Eventual send is implemented in Agoric using the E function [4]. Thus, if an entity e wants to call a method m on an object o, which might cause a reentrancy attack, then entity e should call E(o).m. This ensures entity e that the call to method m on object o will be done after all immediate calls have been performed. Since all immediate calls have already been completed, there is no way for the reentrancy attack to succeed: the untrusted method call o.m can no longer call into the original contract and bring it into an inconsistent state, since the original contract has already completely executed by the time that the untrusted method o.m will be called [5].

Example

Note: the following code example and the corresponding explanation is based on an example provided by Brian Warner of Agoric [5].

let balance;

function buyPainting() {
    if(balance > 100) {
        customer.deliver(painting);
    }
    this.balance -= 100;
}

The buyPainting function in the code above states the following: if the balance is greater than 100, then the painting is delivered to the customer. After that, 100 is subtracted from the balance. The issue is that the customer object and its implementation of the deliver method can’t be trusted. It might be that the deliver method of the customer object accepts the painting and throw an exception, avoiding that 100 is charged. It could also be possible that the implementation of the deliver method calls the buyPainting function again, bringing the balance is an inconsistent state.

let balance;

function buyPainting() {
    if(balance > 100) {
        E(customer).deliver(painting);
    }
    this.balance -= 100;
}

The buyPainting function in the code above has the following flow of execution: if the balance is greater than 100, the painting is eventually delivered to the customer. Then, after 100 is subtracted from the balance (and thus, the stack is empty), the painting will be delivered to the customer.

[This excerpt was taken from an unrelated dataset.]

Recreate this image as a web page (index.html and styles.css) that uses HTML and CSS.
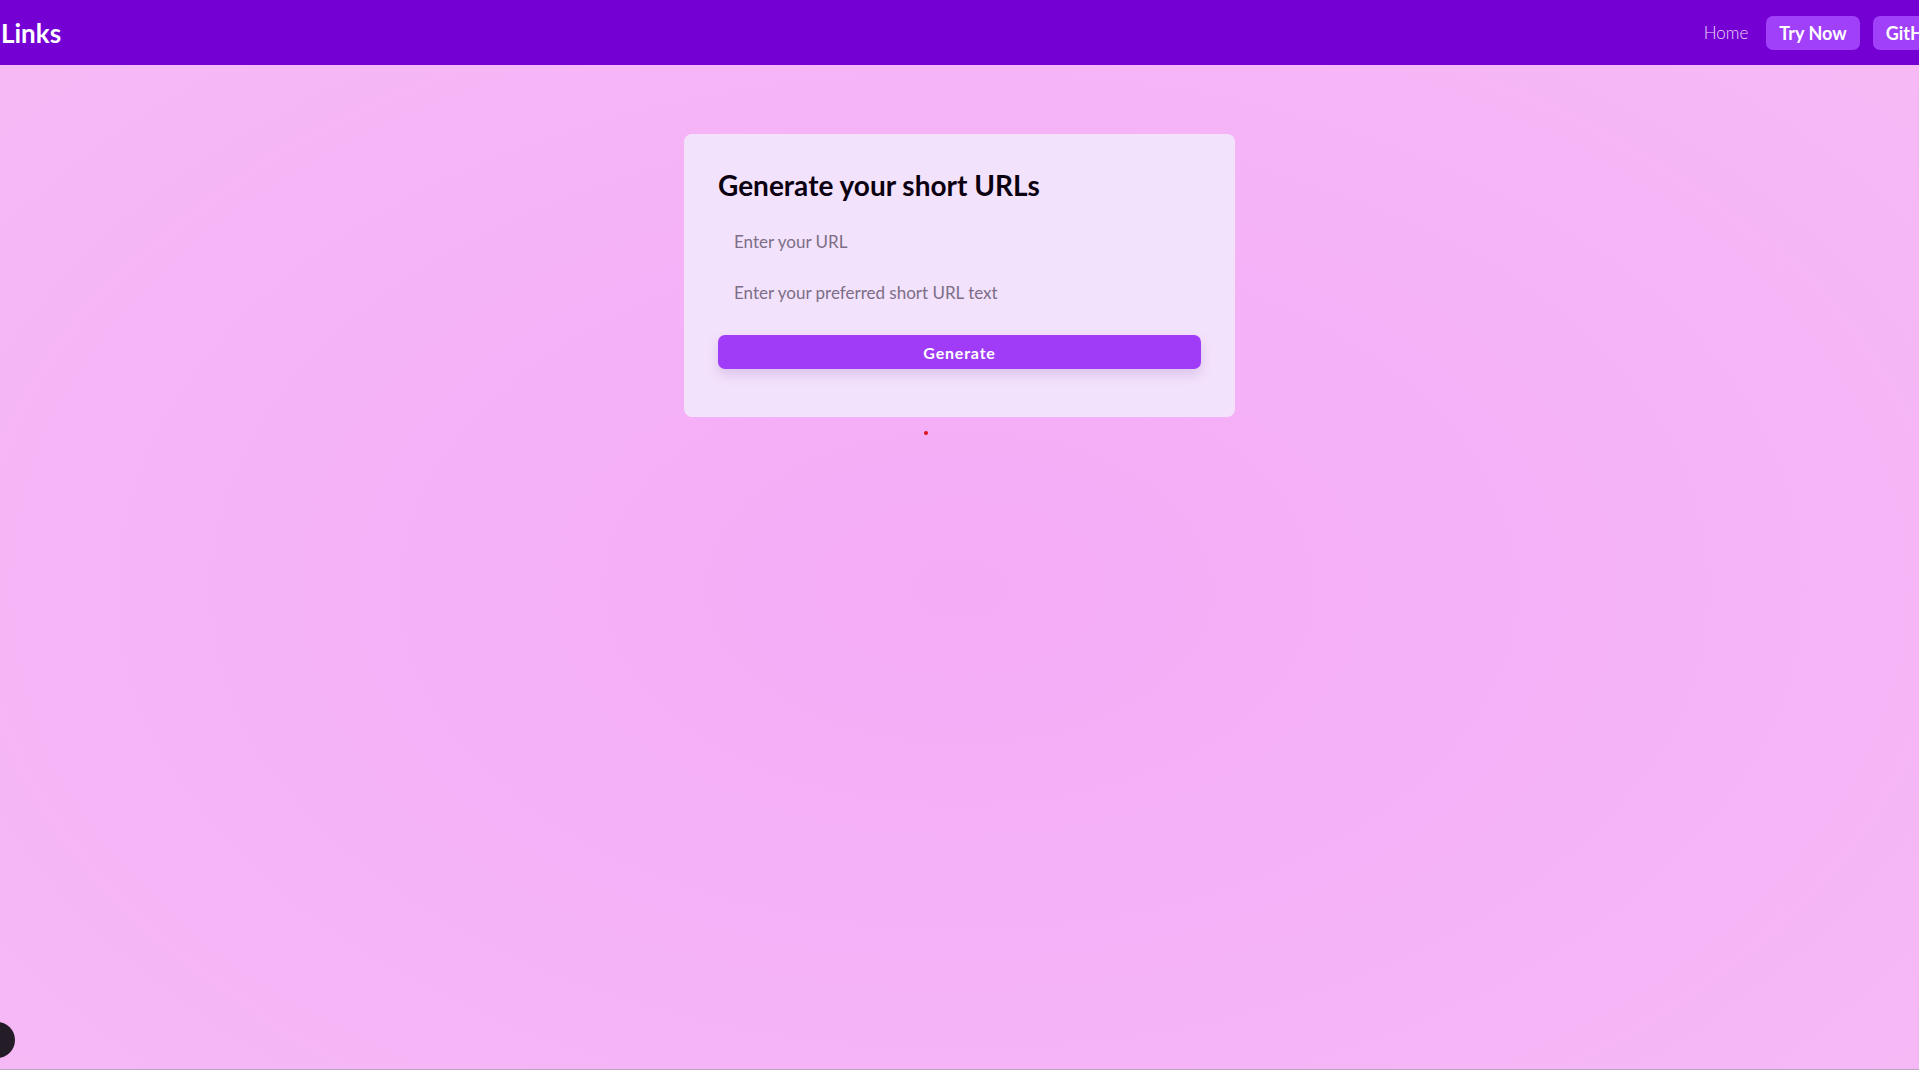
FILE: index.html
```html
<!DOCTYPE html>
<html lang="en">
<head>
<meta charset="utf-8">
<title>Links</title>
<link rel="stylesheet" href="styles.css">
</head>
<body>
<header class="nav">
  <div class="nav-inner">
    <div class="brand">Links</div>
    <nav class="nav-links">
      <a class="nav-home" href="#">Home</a>
      <a class="nav-btn" href="#">Try Now</a>
      <a class="nav-btn" href="#">GitHub</a>
    </nav>
  </div>
</header>
<main class="main">
  <div class="column">
    <section class="card">
      <h1 class="title">Generate your short URLs</h1>
      <input class="field" type="text" placeholder="Enter your URL">
      <input class="field" type="text" placeholder="Enter your preferred short URL text">
      <button class="gen-btn" type="button">Generate</button>
    </section>
    <div class="status"><span class="dot"></span></div>
  </div>
</main>
<div class="float-btn"></div>
</body>
</html>
```
FILE: styles.css
```css
html, body {
  margin: 0;
  padding: 0;
  height: 100%;
}
body {
  font-family: Lato, "Noto Sans", sans-serif;
  background: radial-gradient(ellipse at 50% 55%, #f4acf6 0%, #f5b2f7 45%, #f6baf6 100%);
  min-height: 1070px;
  box-sizing: border-box;
  border-bottom: 1px solid #b8a6bd;
  overflow: hidden;
}
.nav {
  background: #7400d4;
  height: 65px;
  overflow: hidden;
}
.nav-inner {
  width: calc(100% + 38px);
  height: 100%;
  display: flex;
  align-items: center;
  justify-content: space-between;
}
.brand {
  color: #fff;
  font-weight: 700;
  font-size: 26px;
  padding-left: 1px;
}
.nav-links {
  display: flex;
  align-items: center;
  gap: 13px;
}
.nav-home {
  color: #ecd9f8;
  text-decoration: none;
  font-size: 17px;
  font-weight: 300;
  margin-right: 5px;
}
.nav-btn {
  background: #a040f8;
  color: #fff;
  text-decoration: none;
  font-weight: 700;
  font-size: 18px;
  height: 34px;
  line-height: 34px;
  padding: 0 13px;
  border-radius: 7px;
}
.main {
  display: flex;
  justify-content: center;
  padding: 69px 0 0 0;
}
.column {
  width: 551px;
}
.card {
  background: #f3e2fc;
  border-radius: 8px;
  padding: 34px 34px 48px;
  display: flex;
  flex-direction: column;
}
.title {
  margin: 0 0 14px;
  font-size: 28px;
  font-weight: 700;
  color: #0b0010;
  line-height: 34px;
}
.field {
  border: none;
  background: transparent;
  font-family: inherit;
  font-size: 17px;
  padding: 0 16px;
  height: 51px;
  outline: none;
  color: #333;
}
.field::placeholder {
  color: #7c6e86;
}
.gen-btn {
  margin-top: 17px;
  height: 34px;
  border: none;
  border-radius: 7px;
  background: #a03cf8;
  color: #fff;
  font-family: inherit;
  font-weight: 700;
  font-size: 16px;
  letter-spacing: 0.8px;
  box-shadow: 0 6px 12px rgba(120, 60, 160, 0.18);
}
.status {
  padding-top: 14px;
  height: 3px;
}
.dot {
  display: block;
  width: 4px;
  height: 4px;
  border-radius: 50%;
  background: #e0101a;
  margin-left: 240px;
}
.float-btn {
  position: fixed;
  left: -21px;
  top: 1022px;
  width: 36px;
  height: 36px;
  border-radius: 50%;
  background: #241c26;
}
```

It no longer matters how the customer object has implemented the deliver method. If the customer object has implemented the deliver method to throw an exception, then the exception will be thrown after the balance has been subtracted. If the customer object implemented the deliver method to call the buyPainting function, the buyPainting function will be called after the balance has been subtracted. Because of the usage of E, the delivery of the painting will always occur when the stack is empty, and thus after the balance has been subtracted.

let balance;

async function buyPainting() {
    if(balance > 100) {
        await E(customer).deliver(painting);
    }
    this.balance -= 100;
}

The buyPainting function in code above has the same flow of execution as the buyPainting function in the initial piece of code, because the result of the eventual send is awaited. This example goes to show that using E does not automatically mitigate reentrancy hazards.

Note that by using the E function, the smart contract developer leaves all interactions for last, after all the immediate calls on the stack have been handled. This pattern is thus related to the "checks effects interactions" pattern in Solidity, which also suggests that the smart contract developer should leave all interactions for last [6].

General rule

Given an object o with corresponding method m, the general rules are as follows.

• If object o is a remote presence, then E(o).m should be called instead of o.m.

• If object o is a promise of a remote presence, then E(o).m should be called instead of o.m.

• If object o cannot be trusted or method m can potentially cause a reentrancy hazard, then E(o).m should be called instead of o.m.

Note that the E function can also be used on local objects [7].

Known uses

• The E function is always needed to start an instance of a smart contract.

References

[1] M. S. Miller, D. Tribble, and J. Shapiro, “Concurrency among strangers: Programming in e as plan coordination,” Thesis, 2005.

[2] Agoric, Javascript framework for secure distributed computing

[3] M. W. Docs, The event loop

[4] Agoric, Glossary

[5] Agoric, How agoric solves reentrancy hazards and other platform features

[6] F. Volland, Checks effects interactions

[7] Agoric, Eventual send with e()